While the colors were retired, many current Marines mingled and traded stories with the old breed.
“The flag went up [on Suribachi] and everyone started firing their guns in the air, the ships were firing, their whistles were blowing; they were going crazy,” recalled Marine veteran Carl DeHaven. “They were like ‘The island’s secure, we’re going to go home.’ But that wasn’t the case.”
DeHaven had the grim task of collecting the dead and wounded and bringing them to either the cemetery or the beach.
“It was a morbid place to go back to because you’re used to seeing all the dead laying around and the dead being carried out, and I was responsible for taking a lot of the dead out.”
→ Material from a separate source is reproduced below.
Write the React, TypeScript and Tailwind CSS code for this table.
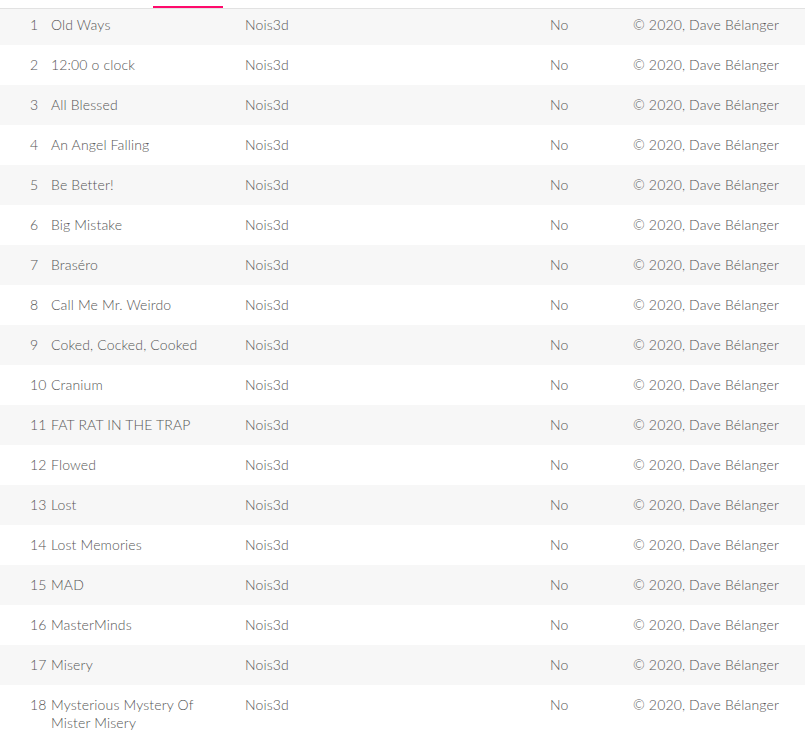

After the ceremony, a handful of Marines hiked down the dirt road toward Suribachi for a pilgrimage of honor. It took a little over an hour to reach the 554-foot mountain’s summit, unfurling and raising the stars and stripes in the same spot where Rosenthal’s photo was taken.
“I walked down through the sand a little bit, saw a couple of bunkers, then walked up the mountain,” Master Gunnery Sgt. Kevin Gascon said after reaching the summit. Meeting his predecessors and hearing their stories had left a major impression.
“I got to shake their hands and talk to them about their experiences. This was the best day in the Marine Corps,” he said.
For veterans like Williams and Baker, the battle was still vividly replaying in their memories, and likely will for the rest of their lives. They just hoped the sacrifices of so many were not in vain and that they would continue to be honored after they are gone.
“When he sees Mount Suribachi now, it’s going to mean something to this little fella right here,” Williams said pointing to his small great-grandson.
“If we had never put Old Glory on Mount Suribachi, it would have been just another campaign. But the fact that we put it up on enemy territory, the flag is what energized everything that took place. Our morale was dragging, we had lost so many guys.”
Williams’ eyes then twinkled and a smile slowly formed on his face.
“When that flag when up on the 23rd [of February], we got a new spirit. We are going to win this thing. I can still see it, absolutely.”